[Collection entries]
☆ ☆ ☆ ☆ ☆

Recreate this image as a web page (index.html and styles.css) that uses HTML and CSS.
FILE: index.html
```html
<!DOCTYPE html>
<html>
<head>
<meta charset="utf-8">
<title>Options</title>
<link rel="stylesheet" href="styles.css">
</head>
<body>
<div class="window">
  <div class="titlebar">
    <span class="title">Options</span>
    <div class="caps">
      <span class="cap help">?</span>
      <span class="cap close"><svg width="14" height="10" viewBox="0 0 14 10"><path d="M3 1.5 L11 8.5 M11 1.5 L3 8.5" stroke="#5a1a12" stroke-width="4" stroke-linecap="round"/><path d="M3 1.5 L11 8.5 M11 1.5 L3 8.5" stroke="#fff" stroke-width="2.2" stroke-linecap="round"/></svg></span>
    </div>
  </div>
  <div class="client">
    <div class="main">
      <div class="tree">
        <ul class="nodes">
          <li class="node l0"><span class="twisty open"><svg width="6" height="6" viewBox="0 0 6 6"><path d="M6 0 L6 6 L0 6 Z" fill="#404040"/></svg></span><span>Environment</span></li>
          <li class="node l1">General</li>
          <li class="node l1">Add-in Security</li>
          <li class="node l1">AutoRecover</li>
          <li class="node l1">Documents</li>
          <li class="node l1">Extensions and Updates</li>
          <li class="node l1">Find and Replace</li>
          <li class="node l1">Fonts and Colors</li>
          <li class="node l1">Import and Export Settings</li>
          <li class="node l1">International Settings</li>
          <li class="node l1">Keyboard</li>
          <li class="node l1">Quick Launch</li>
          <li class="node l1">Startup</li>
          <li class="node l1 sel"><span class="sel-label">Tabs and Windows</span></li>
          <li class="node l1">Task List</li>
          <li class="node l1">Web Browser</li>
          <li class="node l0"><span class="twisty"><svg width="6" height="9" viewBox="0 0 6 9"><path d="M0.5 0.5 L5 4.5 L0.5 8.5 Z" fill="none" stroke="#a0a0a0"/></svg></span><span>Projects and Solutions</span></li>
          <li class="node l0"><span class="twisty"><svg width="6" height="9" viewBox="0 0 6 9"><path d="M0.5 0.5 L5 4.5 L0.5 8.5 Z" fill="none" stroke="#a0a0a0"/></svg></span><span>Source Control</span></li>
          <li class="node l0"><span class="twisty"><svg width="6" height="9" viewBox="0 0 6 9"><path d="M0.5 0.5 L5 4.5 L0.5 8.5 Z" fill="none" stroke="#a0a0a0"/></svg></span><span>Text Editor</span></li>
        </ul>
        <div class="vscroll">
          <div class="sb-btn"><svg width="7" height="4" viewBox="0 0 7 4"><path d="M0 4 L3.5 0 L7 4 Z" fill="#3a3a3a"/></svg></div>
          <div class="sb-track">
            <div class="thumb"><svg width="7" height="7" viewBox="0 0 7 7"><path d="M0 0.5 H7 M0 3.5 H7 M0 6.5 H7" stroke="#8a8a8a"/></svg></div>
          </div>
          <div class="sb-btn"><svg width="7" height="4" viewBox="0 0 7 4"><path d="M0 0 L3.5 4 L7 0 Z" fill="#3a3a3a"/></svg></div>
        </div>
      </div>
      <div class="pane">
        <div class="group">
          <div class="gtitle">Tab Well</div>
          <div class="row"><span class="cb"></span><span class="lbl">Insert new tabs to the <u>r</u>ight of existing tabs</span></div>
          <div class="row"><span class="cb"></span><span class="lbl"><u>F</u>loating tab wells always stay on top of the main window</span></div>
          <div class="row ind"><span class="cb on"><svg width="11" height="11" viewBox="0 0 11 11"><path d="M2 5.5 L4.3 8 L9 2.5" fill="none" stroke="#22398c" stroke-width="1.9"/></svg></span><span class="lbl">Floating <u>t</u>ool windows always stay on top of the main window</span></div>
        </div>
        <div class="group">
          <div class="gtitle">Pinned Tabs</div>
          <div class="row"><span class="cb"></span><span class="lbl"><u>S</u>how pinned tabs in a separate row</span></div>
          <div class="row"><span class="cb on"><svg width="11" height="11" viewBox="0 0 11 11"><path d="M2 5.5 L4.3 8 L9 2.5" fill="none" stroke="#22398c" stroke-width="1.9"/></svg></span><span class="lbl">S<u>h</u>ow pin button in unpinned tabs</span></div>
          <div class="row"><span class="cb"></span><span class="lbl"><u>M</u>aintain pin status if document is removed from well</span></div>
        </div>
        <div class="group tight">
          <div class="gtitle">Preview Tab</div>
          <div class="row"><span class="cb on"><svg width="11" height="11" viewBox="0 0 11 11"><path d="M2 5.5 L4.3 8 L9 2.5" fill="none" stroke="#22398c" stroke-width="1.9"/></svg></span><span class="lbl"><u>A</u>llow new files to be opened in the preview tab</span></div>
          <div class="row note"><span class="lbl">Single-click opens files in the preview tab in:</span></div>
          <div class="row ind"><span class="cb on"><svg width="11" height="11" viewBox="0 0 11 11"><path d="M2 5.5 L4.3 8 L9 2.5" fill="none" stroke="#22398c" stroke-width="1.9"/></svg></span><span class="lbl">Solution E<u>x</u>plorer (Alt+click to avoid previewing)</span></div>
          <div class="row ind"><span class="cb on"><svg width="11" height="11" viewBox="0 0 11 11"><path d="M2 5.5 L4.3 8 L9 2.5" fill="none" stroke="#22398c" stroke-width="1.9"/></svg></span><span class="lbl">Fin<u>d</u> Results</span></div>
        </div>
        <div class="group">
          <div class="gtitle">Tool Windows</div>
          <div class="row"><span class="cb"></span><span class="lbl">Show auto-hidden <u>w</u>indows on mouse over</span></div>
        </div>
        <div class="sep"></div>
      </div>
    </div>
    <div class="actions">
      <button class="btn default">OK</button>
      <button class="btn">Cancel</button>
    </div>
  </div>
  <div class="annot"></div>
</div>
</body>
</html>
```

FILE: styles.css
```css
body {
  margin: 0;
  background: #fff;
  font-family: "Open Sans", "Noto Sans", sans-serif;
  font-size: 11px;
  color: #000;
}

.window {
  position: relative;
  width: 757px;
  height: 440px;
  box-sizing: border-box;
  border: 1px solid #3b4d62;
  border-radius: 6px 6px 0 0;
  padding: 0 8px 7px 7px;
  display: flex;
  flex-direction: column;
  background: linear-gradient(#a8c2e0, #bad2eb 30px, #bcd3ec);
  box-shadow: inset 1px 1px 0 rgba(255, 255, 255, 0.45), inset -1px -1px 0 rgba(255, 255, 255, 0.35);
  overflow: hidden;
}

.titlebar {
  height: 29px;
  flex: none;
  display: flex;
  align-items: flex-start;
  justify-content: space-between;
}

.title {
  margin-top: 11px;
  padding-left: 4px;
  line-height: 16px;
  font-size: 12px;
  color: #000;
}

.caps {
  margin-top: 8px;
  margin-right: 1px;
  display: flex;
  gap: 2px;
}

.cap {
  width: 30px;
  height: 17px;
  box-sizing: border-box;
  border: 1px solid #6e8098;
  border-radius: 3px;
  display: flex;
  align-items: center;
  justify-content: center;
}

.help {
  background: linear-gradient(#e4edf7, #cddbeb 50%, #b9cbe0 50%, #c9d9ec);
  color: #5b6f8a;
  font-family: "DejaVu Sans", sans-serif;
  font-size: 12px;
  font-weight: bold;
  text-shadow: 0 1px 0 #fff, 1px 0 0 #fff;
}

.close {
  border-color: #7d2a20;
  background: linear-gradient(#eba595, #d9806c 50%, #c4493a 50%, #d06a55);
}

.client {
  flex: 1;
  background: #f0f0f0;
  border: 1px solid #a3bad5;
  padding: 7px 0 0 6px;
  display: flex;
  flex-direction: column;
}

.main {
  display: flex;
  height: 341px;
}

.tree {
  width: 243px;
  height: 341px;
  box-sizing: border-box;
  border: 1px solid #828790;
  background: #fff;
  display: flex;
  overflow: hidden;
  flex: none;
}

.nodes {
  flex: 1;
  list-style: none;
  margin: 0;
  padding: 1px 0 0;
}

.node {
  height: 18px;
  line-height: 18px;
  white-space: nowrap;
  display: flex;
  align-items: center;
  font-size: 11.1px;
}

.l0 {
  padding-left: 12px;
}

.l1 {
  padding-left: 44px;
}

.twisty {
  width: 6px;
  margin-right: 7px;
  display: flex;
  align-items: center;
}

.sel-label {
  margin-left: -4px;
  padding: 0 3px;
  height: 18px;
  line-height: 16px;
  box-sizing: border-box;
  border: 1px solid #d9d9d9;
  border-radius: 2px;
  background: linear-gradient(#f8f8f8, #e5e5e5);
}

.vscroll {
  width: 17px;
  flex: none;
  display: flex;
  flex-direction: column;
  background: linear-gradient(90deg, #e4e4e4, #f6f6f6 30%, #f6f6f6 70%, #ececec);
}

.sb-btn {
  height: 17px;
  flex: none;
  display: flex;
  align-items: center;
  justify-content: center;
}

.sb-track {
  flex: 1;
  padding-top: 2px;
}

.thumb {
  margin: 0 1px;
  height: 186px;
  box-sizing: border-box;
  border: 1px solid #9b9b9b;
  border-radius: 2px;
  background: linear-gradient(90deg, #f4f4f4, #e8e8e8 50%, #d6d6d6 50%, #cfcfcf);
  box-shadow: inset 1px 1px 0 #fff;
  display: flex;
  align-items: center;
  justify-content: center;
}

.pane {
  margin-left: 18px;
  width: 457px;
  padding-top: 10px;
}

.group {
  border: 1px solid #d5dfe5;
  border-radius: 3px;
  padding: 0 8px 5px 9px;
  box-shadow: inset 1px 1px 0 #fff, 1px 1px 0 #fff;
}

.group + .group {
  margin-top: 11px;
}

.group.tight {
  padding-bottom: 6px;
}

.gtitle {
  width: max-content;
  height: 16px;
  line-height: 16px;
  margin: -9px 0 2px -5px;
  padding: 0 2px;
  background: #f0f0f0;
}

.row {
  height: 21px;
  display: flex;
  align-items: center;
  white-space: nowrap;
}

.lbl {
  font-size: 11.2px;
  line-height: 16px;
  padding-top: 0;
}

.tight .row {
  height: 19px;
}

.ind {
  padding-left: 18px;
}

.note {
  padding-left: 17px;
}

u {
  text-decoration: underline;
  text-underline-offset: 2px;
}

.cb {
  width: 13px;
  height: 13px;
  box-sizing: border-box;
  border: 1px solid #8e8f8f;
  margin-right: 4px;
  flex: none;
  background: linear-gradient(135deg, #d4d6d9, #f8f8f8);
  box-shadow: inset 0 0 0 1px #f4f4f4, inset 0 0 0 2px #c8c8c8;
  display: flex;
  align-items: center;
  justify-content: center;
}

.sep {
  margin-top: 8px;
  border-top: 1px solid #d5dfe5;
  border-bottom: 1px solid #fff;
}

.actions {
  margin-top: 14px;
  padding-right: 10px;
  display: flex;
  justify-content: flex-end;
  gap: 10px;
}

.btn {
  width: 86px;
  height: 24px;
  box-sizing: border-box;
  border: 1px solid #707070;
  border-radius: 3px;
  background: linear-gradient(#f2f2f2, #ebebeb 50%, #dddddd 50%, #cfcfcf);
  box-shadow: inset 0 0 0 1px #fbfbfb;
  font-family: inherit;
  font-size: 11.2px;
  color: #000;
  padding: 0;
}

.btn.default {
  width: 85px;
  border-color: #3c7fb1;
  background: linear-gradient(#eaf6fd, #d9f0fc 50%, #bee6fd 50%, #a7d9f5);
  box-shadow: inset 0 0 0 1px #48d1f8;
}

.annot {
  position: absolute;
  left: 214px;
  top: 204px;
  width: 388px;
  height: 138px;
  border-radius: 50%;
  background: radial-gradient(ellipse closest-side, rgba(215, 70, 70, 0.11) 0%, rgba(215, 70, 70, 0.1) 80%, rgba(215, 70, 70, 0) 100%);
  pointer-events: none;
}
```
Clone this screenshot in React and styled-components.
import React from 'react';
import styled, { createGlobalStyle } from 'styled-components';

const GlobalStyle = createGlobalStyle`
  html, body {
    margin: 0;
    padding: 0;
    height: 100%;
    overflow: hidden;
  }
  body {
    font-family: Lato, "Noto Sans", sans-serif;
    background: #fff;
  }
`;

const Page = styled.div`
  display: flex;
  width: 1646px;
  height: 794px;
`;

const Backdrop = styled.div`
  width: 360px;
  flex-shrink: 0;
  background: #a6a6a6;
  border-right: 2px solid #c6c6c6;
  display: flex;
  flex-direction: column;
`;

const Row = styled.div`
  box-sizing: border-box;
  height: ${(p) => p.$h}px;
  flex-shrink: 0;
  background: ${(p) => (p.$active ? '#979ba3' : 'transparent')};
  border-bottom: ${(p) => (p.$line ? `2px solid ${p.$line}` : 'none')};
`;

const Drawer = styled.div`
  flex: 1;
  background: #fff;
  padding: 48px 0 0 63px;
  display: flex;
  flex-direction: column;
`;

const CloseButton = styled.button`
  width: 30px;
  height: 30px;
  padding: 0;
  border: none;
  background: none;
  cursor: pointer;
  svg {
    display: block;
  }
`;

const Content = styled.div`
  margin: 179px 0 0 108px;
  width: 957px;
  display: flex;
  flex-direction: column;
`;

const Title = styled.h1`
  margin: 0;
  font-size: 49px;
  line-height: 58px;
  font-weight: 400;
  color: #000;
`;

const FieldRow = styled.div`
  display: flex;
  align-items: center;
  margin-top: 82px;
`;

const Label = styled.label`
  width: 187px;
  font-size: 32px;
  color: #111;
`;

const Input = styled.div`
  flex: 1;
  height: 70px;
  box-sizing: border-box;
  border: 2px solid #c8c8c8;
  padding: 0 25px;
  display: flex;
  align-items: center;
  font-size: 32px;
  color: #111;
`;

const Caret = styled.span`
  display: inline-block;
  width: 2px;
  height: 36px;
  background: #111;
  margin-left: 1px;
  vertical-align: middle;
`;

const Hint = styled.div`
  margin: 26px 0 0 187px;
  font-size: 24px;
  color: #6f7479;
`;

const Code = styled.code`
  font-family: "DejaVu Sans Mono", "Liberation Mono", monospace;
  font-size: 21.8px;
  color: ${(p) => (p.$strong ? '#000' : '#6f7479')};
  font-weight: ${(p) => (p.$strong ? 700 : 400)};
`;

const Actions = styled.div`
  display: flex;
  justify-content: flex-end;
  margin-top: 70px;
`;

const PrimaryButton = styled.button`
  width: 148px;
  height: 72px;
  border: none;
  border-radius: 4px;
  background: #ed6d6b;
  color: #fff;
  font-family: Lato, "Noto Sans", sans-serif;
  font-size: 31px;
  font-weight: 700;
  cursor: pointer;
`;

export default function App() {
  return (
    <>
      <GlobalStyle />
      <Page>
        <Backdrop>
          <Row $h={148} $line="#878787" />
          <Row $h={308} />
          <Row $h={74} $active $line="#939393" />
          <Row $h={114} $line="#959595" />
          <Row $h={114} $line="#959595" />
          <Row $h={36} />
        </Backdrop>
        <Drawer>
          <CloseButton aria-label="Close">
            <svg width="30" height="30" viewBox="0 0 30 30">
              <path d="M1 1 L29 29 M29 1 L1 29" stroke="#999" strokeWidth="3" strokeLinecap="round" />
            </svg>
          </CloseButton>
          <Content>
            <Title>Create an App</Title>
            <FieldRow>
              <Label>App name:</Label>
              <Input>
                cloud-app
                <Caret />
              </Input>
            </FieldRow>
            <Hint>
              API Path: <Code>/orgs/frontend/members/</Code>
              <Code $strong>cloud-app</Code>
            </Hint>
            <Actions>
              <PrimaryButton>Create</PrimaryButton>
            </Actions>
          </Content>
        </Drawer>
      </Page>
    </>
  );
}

☆ ☆ ☆ ☆ ☆

_Task directions:_ Go through the material line by line. Show each line that contains the string "this".

_Answer to the exercise:_
Recreate this image as a web page (index.html and styles.css) that uses HTML and CSS.
Clone this screenshot in React and styled-components.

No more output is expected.